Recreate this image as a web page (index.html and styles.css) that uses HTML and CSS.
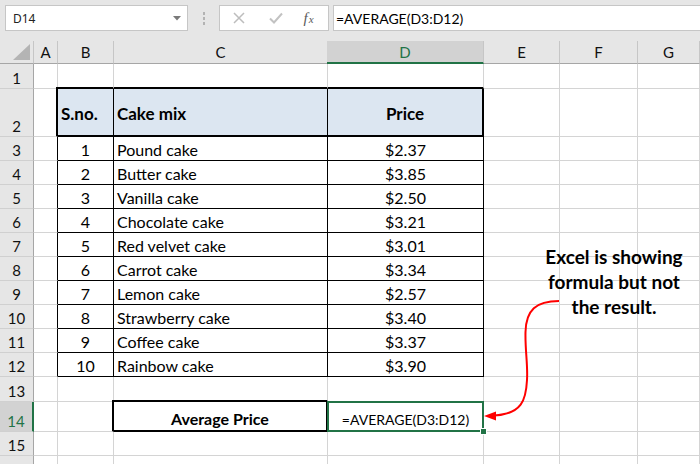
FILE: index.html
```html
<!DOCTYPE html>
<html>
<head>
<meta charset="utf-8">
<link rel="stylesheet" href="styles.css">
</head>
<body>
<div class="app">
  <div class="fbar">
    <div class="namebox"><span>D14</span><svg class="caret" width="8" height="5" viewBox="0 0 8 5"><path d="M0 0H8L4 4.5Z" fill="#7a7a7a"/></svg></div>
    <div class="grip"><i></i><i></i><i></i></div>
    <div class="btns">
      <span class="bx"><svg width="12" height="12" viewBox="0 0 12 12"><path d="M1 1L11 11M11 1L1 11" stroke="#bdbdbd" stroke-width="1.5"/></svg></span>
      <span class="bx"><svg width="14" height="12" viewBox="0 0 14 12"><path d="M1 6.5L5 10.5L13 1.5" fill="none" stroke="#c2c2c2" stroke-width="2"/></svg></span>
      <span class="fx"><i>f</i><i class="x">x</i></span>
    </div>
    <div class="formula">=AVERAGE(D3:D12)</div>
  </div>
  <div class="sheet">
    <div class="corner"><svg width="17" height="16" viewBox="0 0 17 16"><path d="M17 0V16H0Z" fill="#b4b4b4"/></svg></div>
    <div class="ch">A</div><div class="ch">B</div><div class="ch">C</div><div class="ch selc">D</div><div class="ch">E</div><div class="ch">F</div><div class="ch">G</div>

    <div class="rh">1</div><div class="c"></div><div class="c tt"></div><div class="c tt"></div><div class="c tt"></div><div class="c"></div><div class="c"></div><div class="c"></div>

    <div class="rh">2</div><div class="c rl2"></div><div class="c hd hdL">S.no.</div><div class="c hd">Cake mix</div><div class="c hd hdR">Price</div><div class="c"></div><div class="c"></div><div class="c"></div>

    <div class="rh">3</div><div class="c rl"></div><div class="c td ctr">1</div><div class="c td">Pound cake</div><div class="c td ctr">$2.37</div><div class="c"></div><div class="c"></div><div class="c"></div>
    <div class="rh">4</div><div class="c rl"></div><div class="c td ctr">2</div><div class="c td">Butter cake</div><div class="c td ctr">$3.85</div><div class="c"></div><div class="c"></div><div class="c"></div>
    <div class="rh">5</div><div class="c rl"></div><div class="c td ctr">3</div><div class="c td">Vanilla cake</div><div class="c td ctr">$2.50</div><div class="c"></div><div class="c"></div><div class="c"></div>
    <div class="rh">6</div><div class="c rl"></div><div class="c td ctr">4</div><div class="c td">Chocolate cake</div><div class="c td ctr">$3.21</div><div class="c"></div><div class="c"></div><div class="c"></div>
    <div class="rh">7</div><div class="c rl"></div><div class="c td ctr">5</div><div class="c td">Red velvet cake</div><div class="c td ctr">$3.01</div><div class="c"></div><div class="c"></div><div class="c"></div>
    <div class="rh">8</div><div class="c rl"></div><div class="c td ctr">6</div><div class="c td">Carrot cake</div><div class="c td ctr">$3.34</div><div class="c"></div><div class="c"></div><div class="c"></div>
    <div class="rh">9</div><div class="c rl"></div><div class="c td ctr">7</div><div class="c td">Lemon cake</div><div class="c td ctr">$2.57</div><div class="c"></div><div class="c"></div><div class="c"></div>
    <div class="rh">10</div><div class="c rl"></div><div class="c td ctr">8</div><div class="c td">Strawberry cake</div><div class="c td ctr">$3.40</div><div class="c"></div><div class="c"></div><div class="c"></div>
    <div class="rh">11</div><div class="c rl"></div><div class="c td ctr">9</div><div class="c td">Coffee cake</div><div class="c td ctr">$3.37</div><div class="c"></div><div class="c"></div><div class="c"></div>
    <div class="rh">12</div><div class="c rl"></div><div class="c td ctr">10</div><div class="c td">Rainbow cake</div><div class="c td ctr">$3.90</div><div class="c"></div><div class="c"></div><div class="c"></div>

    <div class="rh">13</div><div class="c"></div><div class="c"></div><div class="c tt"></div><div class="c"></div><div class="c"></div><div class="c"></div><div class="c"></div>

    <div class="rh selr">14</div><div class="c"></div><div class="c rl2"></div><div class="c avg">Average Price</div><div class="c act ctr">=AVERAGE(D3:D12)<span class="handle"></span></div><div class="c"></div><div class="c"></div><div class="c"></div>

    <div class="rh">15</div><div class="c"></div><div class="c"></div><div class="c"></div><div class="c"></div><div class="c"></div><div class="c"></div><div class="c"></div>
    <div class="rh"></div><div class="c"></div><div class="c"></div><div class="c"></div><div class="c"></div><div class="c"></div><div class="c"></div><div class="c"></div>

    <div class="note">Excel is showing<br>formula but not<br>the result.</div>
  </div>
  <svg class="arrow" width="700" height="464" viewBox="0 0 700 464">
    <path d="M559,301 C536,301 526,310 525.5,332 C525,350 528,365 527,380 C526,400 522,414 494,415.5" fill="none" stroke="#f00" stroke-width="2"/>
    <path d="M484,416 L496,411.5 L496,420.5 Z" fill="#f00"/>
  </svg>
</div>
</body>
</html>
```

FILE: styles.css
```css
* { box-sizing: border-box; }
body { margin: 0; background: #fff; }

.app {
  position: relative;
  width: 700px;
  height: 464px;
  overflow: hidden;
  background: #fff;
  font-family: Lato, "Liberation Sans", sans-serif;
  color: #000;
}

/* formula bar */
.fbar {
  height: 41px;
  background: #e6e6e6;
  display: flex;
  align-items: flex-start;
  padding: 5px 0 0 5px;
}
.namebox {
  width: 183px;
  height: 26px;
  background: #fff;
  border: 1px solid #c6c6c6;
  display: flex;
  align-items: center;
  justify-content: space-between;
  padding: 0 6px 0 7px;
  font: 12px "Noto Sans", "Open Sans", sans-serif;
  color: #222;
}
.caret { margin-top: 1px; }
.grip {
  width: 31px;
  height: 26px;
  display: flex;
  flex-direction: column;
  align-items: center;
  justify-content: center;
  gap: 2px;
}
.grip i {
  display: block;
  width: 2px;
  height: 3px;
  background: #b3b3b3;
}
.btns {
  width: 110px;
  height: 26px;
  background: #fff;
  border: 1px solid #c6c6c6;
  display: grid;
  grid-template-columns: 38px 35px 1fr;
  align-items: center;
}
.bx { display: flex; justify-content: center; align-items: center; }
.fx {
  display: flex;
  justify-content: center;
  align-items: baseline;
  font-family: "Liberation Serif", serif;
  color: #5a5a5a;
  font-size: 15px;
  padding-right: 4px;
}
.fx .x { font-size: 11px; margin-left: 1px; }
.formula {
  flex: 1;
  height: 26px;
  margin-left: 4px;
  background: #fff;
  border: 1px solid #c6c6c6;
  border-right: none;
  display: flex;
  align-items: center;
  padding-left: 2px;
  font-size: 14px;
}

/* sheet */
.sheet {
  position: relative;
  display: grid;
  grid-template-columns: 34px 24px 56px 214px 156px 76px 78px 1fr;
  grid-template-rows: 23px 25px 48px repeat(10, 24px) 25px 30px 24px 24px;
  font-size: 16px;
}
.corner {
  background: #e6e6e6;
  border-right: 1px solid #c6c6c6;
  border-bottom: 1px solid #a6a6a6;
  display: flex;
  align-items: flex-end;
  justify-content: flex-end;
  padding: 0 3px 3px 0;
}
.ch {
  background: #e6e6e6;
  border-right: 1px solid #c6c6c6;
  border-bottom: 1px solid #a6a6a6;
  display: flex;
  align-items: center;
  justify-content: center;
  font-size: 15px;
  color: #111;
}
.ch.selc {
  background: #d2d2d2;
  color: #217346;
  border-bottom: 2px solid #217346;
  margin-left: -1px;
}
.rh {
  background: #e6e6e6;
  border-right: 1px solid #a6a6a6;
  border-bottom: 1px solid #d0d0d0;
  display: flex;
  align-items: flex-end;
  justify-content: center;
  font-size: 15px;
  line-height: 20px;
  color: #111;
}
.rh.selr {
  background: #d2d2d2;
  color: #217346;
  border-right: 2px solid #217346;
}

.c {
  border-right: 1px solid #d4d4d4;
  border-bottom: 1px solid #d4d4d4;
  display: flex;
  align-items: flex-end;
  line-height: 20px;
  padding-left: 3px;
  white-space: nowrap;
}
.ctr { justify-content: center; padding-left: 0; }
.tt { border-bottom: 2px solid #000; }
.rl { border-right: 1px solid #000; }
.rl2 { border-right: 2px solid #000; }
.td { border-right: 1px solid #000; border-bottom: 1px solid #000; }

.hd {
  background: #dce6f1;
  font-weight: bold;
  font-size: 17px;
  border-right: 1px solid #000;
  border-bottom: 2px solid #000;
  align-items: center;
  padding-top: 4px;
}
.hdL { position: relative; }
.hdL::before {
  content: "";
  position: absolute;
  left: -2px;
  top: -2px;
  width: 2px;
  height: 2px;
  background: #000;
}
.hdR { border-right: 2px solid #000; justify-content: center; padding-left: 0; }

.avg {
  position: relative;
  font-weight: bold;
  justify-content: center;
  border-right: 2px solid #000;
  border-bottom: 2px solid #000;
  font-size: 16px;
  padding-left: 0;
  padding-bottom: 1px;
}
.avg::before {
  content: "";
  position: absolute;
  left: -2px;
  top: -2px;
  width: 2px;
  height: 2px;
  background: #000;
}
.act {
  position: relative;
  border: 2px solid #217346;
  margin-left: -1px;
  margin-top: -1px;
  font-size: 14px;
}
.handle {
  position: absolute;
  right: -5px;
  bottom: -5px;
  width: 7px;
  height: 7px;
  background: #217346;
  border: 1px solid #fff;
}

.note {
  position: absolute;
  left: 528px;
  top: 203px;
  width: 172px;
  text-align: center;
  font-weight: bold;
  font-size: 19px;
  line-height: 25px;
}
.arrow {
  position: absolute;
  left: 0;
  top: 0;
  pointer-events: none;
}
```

*Task objective*.
Using the material above, gather every line that includes "index".

*Result for this task*.
Recreate this image as a web page (index.html and styles.css) that uses HTML and CSS.
FILE: index.html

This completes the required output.